Each pixel at the original Landsat spatial resolution is identified as either ice covered or open water using the tests detailed in Section 2.2.1. A pixel is identified as ice covered if the NDSI value, calculated from band 5 and band 6 of Landsat 8, is larger than 0.45, and if the reflectance at 0.865 μm, band 5 of Landsat 8, is higher than 0.08. The surface temperature constraint is not used. Ice concentration at the 1 km spatial resolution was calculated as the ratio of the number of 30 m Landsat ice-covered pixels to the total number of pixels in a 1 km grid cell. For each of the Landsat scenes, a corresponding VIIRS scene is found for time differences less than 1 h. This resulted in 155 matches (Figure 6). Ice concentration for all VIIRS pixels in those scenes was calculated using algorithms in Section 2.2.1 and Section 2.2.2, and then remapped to 1 km EASE-Grid.

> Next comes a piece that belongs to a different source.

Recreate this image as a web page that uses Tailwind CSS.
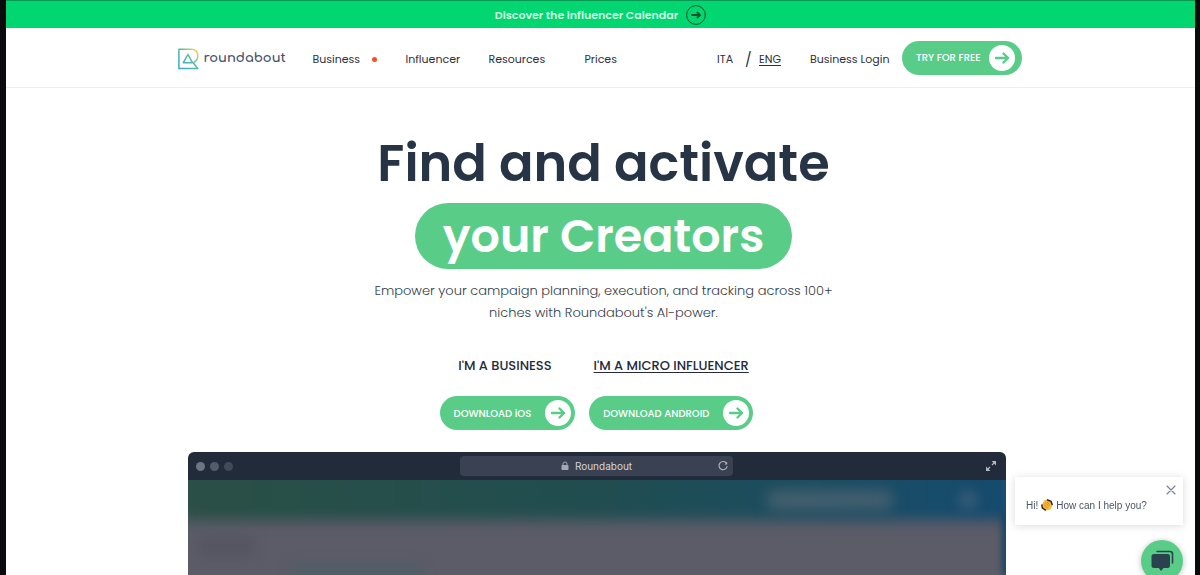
<!DOCTYPE html>
<html lang="en">
<head>
<meta charset="utf-8">
<meta name="viewport" content="width=device-width, initial-scale=1">
<title>Roundabout</title>
<script src="https://cdn.jsdelivr.net/npm/@tailwindcss/browser@4"></script>
</head>
<body class="flex min-h-screen flex-col border-r-[5px] border-l-[6px] border-[#0b0b0d] bg-white font-['Poppins','Inter',sans-serif] text-[#2b3443]">

<a href="#calendar" class="flex h-7 items-center justify-center gap-2 border-t border-[#069a52] bg-[#02d670] pt-px text-[11px] font-semibold text-[#d2fbe4]">
  Discover the influencer Calendar
  <svg class="size-5" viewBox="0 0 20 20" fill="none" stroke="#14532f" stroke-linecap="round" stroke-linejoin="round" aria-hidden="true">
    <circle cx="10" cy="10" r="9.4" stroke-width="1"/><path d="M6 10H14M11.300 7.500 14 10l-2.700 2.500" stroke-width="1.800"/>
  </svg>
</a>

<header class="border-b border-[#efeff2]">
  <div class="mx-auto flex h-[59px] max-w-[846px] items-center pr-0.5 text-[11px]">
    <a href="#home" class="flex w-[135px] items-center gap-1 pt-0.5 text-[13px] text-[#46526a]">
      <svg class="size-[22px]" viewBox="0 0 22 22" fill="none" stroke="url(#brand)" stroke-width="1.500" stroke-linejoin="round" aria-hidden="true">
        <defs><linearGradient id="brand" x1="2" y1="19" x2="19" y2="3" gradientUnits="userSpaceOnUse"><stop stop-color="#3fa3cf"/><stop offset=".55" stop-color="#55bda0"/><stop offset="1" stop-color="#ecd35a"/></linearGradient></defs>
        <path d="M14.500 14 19.800 20.500H.9V1.300H13C17.300 1.300 19.800 4 19.800 8c0 2.700-1.300 4.800-3.700 6.300M14.500 14.800H5.200L10 6.300z"/>
      </svg>
      <span class="font-['Comfortaa','Poppins','Inter',sans-serif] font-bold">roundabout</span>
    </a>
    <nav class="flex flex-1 items-center pt-1 text-[#2c3040]" aria-label="Main">
      <a href="#business" class="flex w-[93px] items-center gap-3">Business <span class="size-[5px] rounded-full bg-[#f4502f]"></span></a>
      <a href="#influencer" class="w-[83px]">Influencer</a>
      <a href="#resources" class="w-24">Resources</a>
      <a href="#prices" class="mr-auto">Prices</a>
      <a href="#ita" class="w-7">ITA</a>
      <span class="w-3.5 text-sm">/</span>
      <a href="#eng" class="w-[51px] underline underline-offset-2">ENG</a>
      <a href="#login" class="w-[92px] whitespace-nowrap">Business Login</a>
    </nav>
    <a href="#try" class="flex h-[34px] items-center gap-2 rounded-full bg-[#59cd88] pr-[7px] pl-3.5 text-[10px] font-medium whitespace-nowrap text-white">
      TRY FOR FREE
      <svg class="size-[26px]" viewBox="0 0 26 26" fill="none" aria-hidden="true"><circle cx="13" cy="13" r="13" fill="#fff"/><path d="M7 13h12M14.500 8.500 19 13l-4.500 4.500" stroke="#59cd88" stroke-width="2.400" stroke-linecap="round" stroke-linejoin="round"/></svg>
    </a>
  </div>
</header>

<main class="flex flex-1 flex-col">
  <section class="flex flex-col items-center pt-[43px] pl-1.5 text-center">
    <h1 class="flex flex-col items-center font-semibold">
      <span class="text-[51px] leading-[64px] text-[#273446]">Find and activate</span>
      <span class="mt-2 rounded-full bg-[#59cd88] px-7 text-[46px] leading-[66px] text-white">your Creators</span>
    </h1>
    <p class="mt-[11px] max-w-[470px] text-[13px] leading-[22px] font-light text-[#323d4a]">Empower your campaign planning, execution, and tracking across 100+ niches with Roundabout's AI-power.</p>
    <div class="mt-8 flex gap-[42px] text-[13px] leading-[20px] font-medium text-[#252b3b]">
      <button type="button">I'M A BUSINESS</button>
      <button type="button" class="underline underline-offset-2">I'M A MICRO INFLUENCER</button>
    </div>
    <div class="mt-5 flex gap-3.5 pr-3.5 text-[10px] font-medium text-white">
      <a href="#ios" class="flex h-[34px] items-center gap-3.5 rounded-full bg-[#59cd88] pr-1 pl-3.5">
        DOWNLOAD iOS
        <svg class="size-[26px]" viewBox="0 0 26 26" fill="none" aria-hidden="true"><circle cx="13" cy="13" r="13" fill="#fff"/><path d="M7 13h12M14.500 8.500 19 13l-4.500 4.500" stroke="#59cd88" stroke-width="2.400" stroke-linecap="round" stroke-linejoin="round"/></svg>
      </a>
      <a href="#android" class="flex h-[34px] items-center gap-3.5 rounded-full bg-[#59cd88] pr-1 pl-3.5">
        DOWNLOAD ANDROID
        <svg class="size-[26px]" viewBox="0 0 26 26" fill="none" aria-hidden="true"><circle cx="13" cy="13" r="13" fill="#fff"/><path d="M7 13h12M14.500 8.500 19 13l-4.500 4.500" stroke="#59cd88" stroke-width="2.400" stroke-linecap="round" stroke-linejoin="round"/></svg>
      </a>
    </div>
  </section>

  <section class="mt-[22px] flex flex-1 flex-col pr-2" aria-label="Product preview">
    <div class="mx-auto flex w-full max-w-[818px] flex-1 flex-col overflow-hidden rounded-t-md bg-[#222b3a]">
      <div class="grid h-7 grid-cols-[1fr_273px_1fr] items-center px-2">
        <div class="flex gap-[5px]">
          <span class="size-[9px] rounded-full bg-[#6d7484]"></span><span class="size-[9px] rounded-full bg-[#545b6b]"></span><span class="size-[9px] rounded-full bg-[#434a5a]"></span>
        </div>
        <div class="grid h-5 grid-cols-[1fr_auto_1fr] items-center rounded bg-[#394153] px-1 font-['Inter',sans-serif] text-[10px] text-[#d3d6dd]">
          <span class="col-start-2 flex items-center gap-1.5">
            <svg class="h-2.5 w-2" viewBox="0 0 8 10" aria-hidden="true"><rect x=".5" y="4" width="7" height="5" rx=".8" fill="#a3a8b5"/><path d="M2 4V3a2 2 0 0 1 4 0v1" fill="none" stroke="#a3a8b5" stroke-width="1"/></svg>
            Roundabout
          </span>
          <button type="button" aria-label="Reload" class="justify-self-end">
            <svg class="size-3" viewBox="0 0 12 12" fill="none" stroke="#b4b8c3" stroke-width="1.100" stroke-linecap="round"><path d="M9.500 3.300A4.100 4.100 0 1 0 10.100 6.500"/><path d="M10.200 1.800v2.700H7.500z" fill="#b4b8c3" stroke="none"/></svg>
          </button>
        </div>
        <button type="button" aria-label="Expand" class="justify-self-end">
          <svg class="size-3.5" viewBox="0 0 14 14" fill="none" stroke="#b4b8c3" stroke-width="1.200"><path d="m8 6 3-3M6 8l-3 3"/><path d="M7.600 2h4.400v4.400zM2 7.600v4.400h4.400z" fill="#b4b8c3" stroke="none"/></svg>
        </button>
      </div>
      <div class="relative min-h-[94px] flex-1 overflow-hidden bg-[#5c5c68]">
        <div class="absolute -inset-x-2 -top-4 h-[56px] bg-linear-to-r from-[#2a4f45] via-[#214d50] via-50% to-[#154b70] blur-[7px]"></div>
        <div class="absolute top-2.5 right-[112px] h-5 w-32 rounded-full bg-[#4e6470]/80 blur-[7px]"></div>
        <div class="absolute top-2.5 right-[28px] size-5 rounded-full bg-[#3c5f75]/80 blur-[6px]"></div>
        <div class="absolute top-14 left-2.5 h-5 w-14 bg-[#555562] blur-[6px]"></div>
        <div class="absolute top-[84px] left-[105px] h-4 w-32 bg-[#4e5d66] blur-[7px]"></div>
        <div class="absolute top-8 -right-1 bottom-0 w-2 bg-[#154464] blur-[3px]"></div>
      </div>
    </div>
  </section>
</main>

<aside class="fixed right-[17px] -bottom-[7px] flex flex-col items-end gap-[15px] font-['Liberation_Sans',sans-serif]" aria-label="Chat">
  <div class="relative flex h-12 w-[168px] items-center bg-white pt-2 pl-[11px] text-[10px] text-[#4b5666] shadow-[0_1px_8px_rgba(0,0,0,0.15)]">
    <p class="flex items-center gap-[3px] whitespace-nowrap">Hi!
      <svg class="size-3" viewBox="0 0 12 12" role="img" aria-label="Waving hand"><path d="M3 1.500 6.200.8 10 3l1.300 3.500-2 4L5.500 11.500 1.800 9 .9 5.500z" fill="#f6b93b"/><path d="M6 .8 10 2.400 11.400 6M.8 5.500l.5 3.400 3.500 2.400" fill="none" stroke="#2d2522" stroke-width="1.500"/><path d="M4 3.500 7.800 7M3 5.500 6.500 9M6 3l2.500 2.500" stroke="#bc7b1c" stroke-width=".7"/></svg>
      How can I help you?</p>
    <button type="button" aria-label="Close" class="absolute top-2 right-[7px]">
      <svg class="block size-2.5" viewBox="0 0 10 10" stroke="#71829a" stroke-width="1.100" stroke-linecap="round"><path d="m1 1 8 8M9 1 1 9"/></svg>
    </button>
  </div>
  <button type="button" aria-label="Open chat" class="grid size-[42px] place-items-center rounded-full bg-[#59cd88] shadow-[0_1px_6px_rgba(0,0,0,0.25)]">
    <svg class="size-6" viewBox="0 0 24 24" aria-hidden="true"><path d="M7 2.500h13a2.500 2.500 0 0 1 2.500 2.500v9" fill="none" stroke="#2c4150" stroke-width="1.600" stroke-linecap="round"/><path d="M4 5h13.500a2.500 2.500 0 0 1 2.500 2.500v9A2.500 2.500 0 0 1 17.500 19h-4L11 22 8.800 19H4a2.500 2.500 0 0 1-2.500-2.500v-9A2.500 2.500 0 0 1 4 5z" fill="#2c4150"/></svg>
  </button>
</aside>
</body>
</html>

A daily mean sea ice concentration product was also obtained from the SSMIS onboard the DMSP F17 satellite. The product has a 25 km resolution in a polar stereographic grid and is based on the NASA Team algorithm [20] from the National Snow and Ice Data Center (NSIDC). Lastly, we applied the NASA Team 2 sea ice concentration algorithm [15] to AMSR2 cases in winter, spring, and summer for an additional comparison to VIIRS ice concentration.

3. Results

The algorithm described above was applied to the 155 matched VIIRS scenes. In addition, ice concentration is produced routinely for every overpass in both poles. VIIRS ice concentration daily composites are generated by remapping individual overpasses of VIIRS ice concentration to a 1 km EASE-Grid with newer cloud free data replacing older cloud free data. An example of VIIRS ice concentration for a single S-NPP overpass over the Arctic is shown in Figure 7.

3.1. Sea Ice Concentration and Fresh Water Ice Concentration Result

Figure 8 shows the ice concentration for the scene in Figure 2, for both Landsat 8 and VIIRS. No retrievals were done from VIIRS on the left boundary of the scene because the VIIRS land mask indicates that it contains land over Novaya Zemlya, while the Landsat ice concentration does not exclude that land area. Both ice concentrations show very similar spatial distributions and values. The Landsat 8 ice concentration gives more detail, of course, with more distinct ice edges and smaller areas of open water inside the pack ice.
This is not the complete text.